Set exercise - Please write out the material below exactly as given.

┄┄┄┄┄┄┄┄┄┄┄┄┄┄┄┄┄┄┄┄

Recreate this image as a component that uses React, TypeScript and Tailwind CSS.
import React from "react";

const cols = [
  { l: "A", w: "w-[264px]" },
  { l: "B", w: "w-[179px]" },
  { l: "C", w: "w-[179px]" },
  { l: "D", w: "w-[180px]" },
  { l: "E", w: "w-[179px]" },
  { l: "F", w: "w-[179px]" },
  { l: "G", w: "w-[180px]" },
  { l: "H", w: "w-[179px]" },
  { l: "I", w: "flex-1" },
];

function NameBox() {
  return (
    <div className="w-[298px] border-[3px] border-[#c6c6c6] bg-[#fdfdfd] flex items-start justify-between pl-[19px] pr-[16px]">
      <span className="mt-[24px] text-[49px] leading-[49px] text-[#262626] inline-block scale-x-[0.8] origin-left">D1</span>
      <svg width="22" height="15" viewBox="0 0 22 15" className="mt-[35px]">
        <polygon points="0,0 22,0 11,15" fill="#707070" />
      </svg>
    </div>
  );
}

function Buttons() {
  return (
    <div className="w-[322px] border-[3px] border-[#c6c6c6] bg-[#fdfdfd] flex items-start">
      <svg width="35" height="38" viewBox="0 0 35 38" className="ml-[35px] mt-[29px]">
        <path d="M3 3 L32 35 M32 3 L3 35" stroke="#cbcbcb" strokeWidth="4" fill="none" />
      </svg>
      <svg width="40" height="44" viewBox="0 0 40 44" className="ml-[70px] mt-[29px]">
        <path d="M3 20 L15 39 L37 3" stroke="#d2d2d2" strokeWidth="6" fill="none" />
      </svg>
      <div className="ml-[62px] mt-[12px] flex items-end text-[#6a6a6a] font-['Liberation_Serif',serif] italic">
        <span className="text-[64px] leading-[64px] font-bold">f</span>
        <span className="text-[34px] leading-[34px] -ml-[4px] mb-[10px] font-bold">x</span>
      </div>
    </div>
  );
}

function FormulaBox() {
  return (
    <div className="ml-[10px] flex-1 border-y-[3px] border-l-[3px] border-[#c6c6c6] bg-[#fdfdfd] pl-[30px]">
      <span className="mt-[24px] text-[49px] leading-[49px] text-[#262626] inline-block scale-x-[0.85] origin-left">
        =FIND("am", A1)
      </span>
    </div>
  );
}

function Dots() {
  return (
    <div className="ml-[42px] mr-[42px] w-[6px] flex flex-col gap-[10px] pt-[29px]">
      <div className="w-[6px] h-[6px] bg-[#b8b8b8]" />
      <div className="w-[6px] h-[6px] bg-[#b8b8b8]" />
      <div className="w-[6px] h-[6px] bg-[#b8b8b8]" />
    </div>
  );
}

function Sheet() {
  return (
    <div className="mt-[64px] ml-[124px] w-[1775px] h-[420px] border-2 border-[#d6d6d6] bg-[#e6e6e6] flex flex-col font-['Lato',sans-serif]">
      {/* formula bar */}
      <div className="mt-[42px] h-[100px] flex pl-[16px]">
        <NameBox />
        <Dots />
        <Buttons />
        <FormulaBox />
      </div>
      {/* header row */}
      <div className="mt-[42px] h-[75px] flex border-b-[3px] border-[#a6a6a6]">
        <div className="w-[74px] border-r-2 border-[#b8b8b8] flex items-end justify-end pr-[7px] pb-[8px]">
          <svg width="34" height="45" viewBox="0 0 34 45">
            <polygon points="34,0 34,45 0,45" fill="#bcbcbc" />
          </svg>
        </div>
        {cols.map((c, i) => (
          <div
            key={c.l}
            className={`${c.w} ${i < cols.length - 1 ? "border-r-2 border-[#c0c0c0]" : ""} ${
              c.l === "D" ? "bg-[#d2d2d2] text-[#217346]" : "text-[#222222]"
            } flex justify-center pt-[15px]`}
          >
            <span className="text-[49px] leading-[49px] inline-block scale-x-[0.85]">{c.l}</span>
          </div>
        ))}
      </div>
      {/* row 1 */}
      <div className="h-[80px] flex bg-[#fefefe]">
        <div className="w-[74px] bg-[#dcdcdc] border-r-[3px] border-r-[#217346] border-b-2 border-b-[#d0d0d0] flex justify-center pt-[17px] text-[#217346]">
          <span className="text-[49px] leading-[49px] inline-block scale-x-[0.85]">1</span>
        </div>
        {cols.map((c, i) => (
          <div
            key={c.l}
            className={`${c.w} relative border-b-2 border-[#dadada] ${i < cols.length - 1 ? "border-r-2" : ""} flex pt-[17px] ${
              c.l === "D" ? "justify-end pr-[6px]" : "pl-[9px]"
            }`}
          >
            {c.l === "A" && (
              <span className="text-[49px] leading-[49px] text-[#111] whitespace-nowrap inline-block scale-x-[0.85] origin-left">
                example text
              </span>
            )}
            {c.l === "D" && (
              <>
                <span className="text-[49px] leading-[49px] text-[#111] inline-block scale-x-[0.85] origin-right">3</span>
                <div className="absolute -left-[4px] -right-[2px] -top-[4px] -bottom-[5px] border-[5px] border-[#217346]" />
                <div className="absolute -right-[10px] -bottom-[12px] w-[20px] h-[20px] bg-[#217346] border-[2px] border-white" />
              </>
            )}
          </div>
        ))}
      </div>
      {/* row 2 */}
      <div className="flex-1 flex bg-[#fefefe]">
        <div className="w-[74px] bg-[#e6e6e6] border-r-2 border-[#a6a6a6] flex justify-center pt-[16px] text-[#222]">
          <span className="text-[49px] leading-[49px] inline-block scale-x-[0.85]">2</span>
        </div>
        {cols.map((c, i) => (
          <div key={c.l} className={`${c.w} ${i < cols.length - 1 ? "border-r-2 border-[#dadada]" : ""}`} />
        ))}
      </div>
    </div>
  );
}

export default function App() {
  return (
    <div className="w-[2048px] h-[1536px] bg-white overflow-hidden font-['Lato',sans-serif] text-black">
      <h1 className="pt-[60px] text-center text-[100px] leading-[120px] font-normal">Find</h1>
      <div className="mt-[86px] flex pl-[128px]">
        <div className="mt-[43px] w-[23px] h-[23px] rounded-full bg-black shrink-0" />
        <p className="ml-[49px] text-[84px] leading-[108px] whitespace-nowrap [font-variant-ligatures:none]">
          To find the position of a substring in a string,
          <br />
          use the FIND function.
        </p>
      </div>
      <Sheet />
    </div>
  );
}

┄┄┄┄┄┄┄┄┄┄┄┄┄┄┄┄┄┄┄┄

Solution for this problem -
Recreate this image as a component that uses React, TypeScript and Tailwind CSS.
import React from "react";

const cols = [
  { l: "A", w: "w-[264px]" },
  { l: "B", w: "w-[179px]" },
  { l: "C", w: "w-[179px]" },
  { l: "D", w: "w-[180px]" },
  { l: "E", w: "w-[179px]" },
  { l: "F", w: "w-[179px]" },
  { l: "G", w: "w-[180px]" },
  { l: "H", w: "w-[179px]" },
  { l: "I", w: "flex-1" },
];

function NameBox() {
  return (
    <div className="w-[298px] border-[3px] border-[#c6c6c6] bg-[#fdfdfd] flex items-start justify-between pl-[19px] pr-[16px]">
      <span className="mt-[24px] text-[49px] leading-[49px] text-[#262626] inline-block scale-x-[0.8] origin-left">D1</span>
      <svg width="22" height="15" viewBox="0 0 22 15" className="mt-[35px]">
        <polygon points="0,0 22,0 11,15" fill="#707070" />
      </svg>
    </div>
  );
}

function Buttons() {
  return (
    <div className="w-[322px] border-[3px] border-[#c6c6c6] bg-[#fdfdfd] flex items-start">
      <svg width="35" height="38" viewBox="0 0 35 38" className="ml-[35px] mt-[29px]">
        <path d="M3 3 L32 35 M32 3 L3 35" stroke="#cbcbcb" strokeWidth="4" fill="none" />
      </svg>
      <svg width="40" height="44" viewBox="0 0 40 44" className="ml-[70px] mt-[29px]">
        <path d="M3 20 L15 39 L37 3" stroke="#d2d2d2" strokeWidth="6" fill="none" />
      </svg>
      <div className="ml-[62px] mt-[12px] flex items-end text-[#6a6a6a] font-['Liberation_Serif',serif] italic">
        <span className="text-[64px] leading-[64px] font-bold">f</span>
        <span className="text-[34px] leading-[34px] -ml-[4px] mb-[10px] font-bold">x</span>
      </div>
    </div>
  );
}

function FormulaBox() {
  return (
    <div className="ml-[10px] flex-1 border-y-[3px] border-l-[3px] border-[#c6c6c6] bg-[#fdfdfd] pl-[30px]">
      <span className="mt-[24px] text-[49px] leading-[49px] text-[#262626] inline-block scale-x-[0.85] origin-left">
        =FIND("am", A1)
      </span>
    </div>
  );
}

function Dots() {
  return (
    <div className="ml-[42px] mr-[42px] w-[6px] flex flex-col gap-[10px] pt-[29px]">
      <div className="w-[6px] h-[6px] bg-[#b8b8b8]" />
      <div className="w-[6px] h-[6px] bg-[#b8b8b8]" />
      <div className="w-[6px] h-[6px] bg-[#b8b8b8]" />
    </div>
  );
}

function Sheet() {
  return (
    <div className="mt-[64px] ml-[124px] w-[1775px] h-[420px] border-2 border-[#d6d6d6] bg-[#e6e6e6] flex flex-col font-['Lato',sans-serif]">
      {/* formula bar */}
      <div className="mt-[42px] h-[100px] flex pl-[16px]">
        <NameBox />
        <Dots />
        <Buttons />
        <FormulaBox />
      </div>
      {/* header row */}
      <div className="mt-[42px] h-[75px] flex border-b-[3px] border-[#a6a6a6]">
        <div className="w-[74px] border-r-2 border-[#b8b8b8] flex items-end justify-end pr-[7px] pb-[8px]">
          <svg width="34" height="45" viewBox="0 0 34 45">
            <polygon points="34,0 34,45 0,45" fill="#bcbcbc" />
          </svg>
        </div>
        {cols.map((c, i) => (
          <div
            key={c.l}
            className={`${c.w} ${i < cols.length - 1 ? "border-r-2 border-[#c0c0c0]" : ""} ${
              c.l === "D" ? "bg-[#d2d2d2] text-[#217346]" : "text-[#222222]"
            } flex justify-center pt-[15px]`}
          >
            <span className="text-[49px] leading-[49px] inline-block scale-x-[0.85]">{c.l}</span>
          </div>
        ))}
      </div>
      {/* row 1 */}
      <div className="h-[80px] flex bg-[#fefefe]">
        <div className="w-[74px] bg-[#dcdcdc] border-r-[3px] border-r-[#217346] border-b-2 border-b-[#d0d0d0] flex justify-center pt-[17px] text-[#217346]">
          <span className="text-[49px] leading-[49px] inline-block scale-x-[0.85]">1</span>
        </div>
        {cols.map((c, i) => (
          <div
            key={c.l}
            className={`${c.w} relative border-b-2 border-[#dadada] ${i < cols.length - 1 ? "border-r-2" : ""} flex pt-[17px] ${
              c.l === "D" ? "justify-end pr-[6px]" : "pl-[9px]"
            }`}
          >
            {c.l === "A" && (
              <span className="text-[49px] leading-[49px] text-[#111] whitespace-nowrap inline-block scale-x-[0.85] origin-left">
                example text
              </span>
            )}
            {c.l === "D" && (
              <>
                <span className="text-[49px] leading-[49px] text-[#111] inline-block scale-x-[0.85] origin-right">3</span>
                <div className="absolute -left-[4px] -right-[2px] -top-[4px] -bottom-[5px] border-[5px] border-[#217346]" />
                <div className="absolute -right-[10px] -bottom-[12px] w-[20px] h-[20px] bg-[#217346] border-[2px] border-white" />
              </>
            )}
          </div>
        ))}
      </div>
      {/* row 2 */}
      <div className="flex-1 flex bg-[#fefefe]">
        <div className="w-[74px] bg-[#e6e6e6] border-r-2 border-[#a6a6a6] flex justify-center pt-[16px] text-[#222]">
          <span className="text-[49px] leading-[49px] inline-block scale-x-[0.85]">2</span>
        </div>
        {cols.map((c, i) => (
          <div key={c.l} className={`${c.w} ${i < cols.length - 1 ? "border-r-2 border-[#dadada]" : ""}`} />
        ))}
      </div>
    </div>
  );
}

export default function App() {
  return (
    <div className="w-[2048px] h-[1536px] bg-white overflow-hidden font-['Lato',sans-serif] text-black">
      <h1 className="pt-[60px] text-center text-[100px] leading-[120px] font-normal">Find</h1>
      <div className="mt-[86px] flex pl-[128px]">
        <div className="mt-[43px] w-[23px] h-[23px] rounded-full bg-black shrink-0" />
        <p className="ml-[49px] text-[84px] leading-[108px] whitespace-nowrap [font-variant-ligatures:none]">
          To find the position of a substring in a string,
          <br />
          use the FIND function.
        </p>
      </div>
      <Sheet />
    </div>
  );
}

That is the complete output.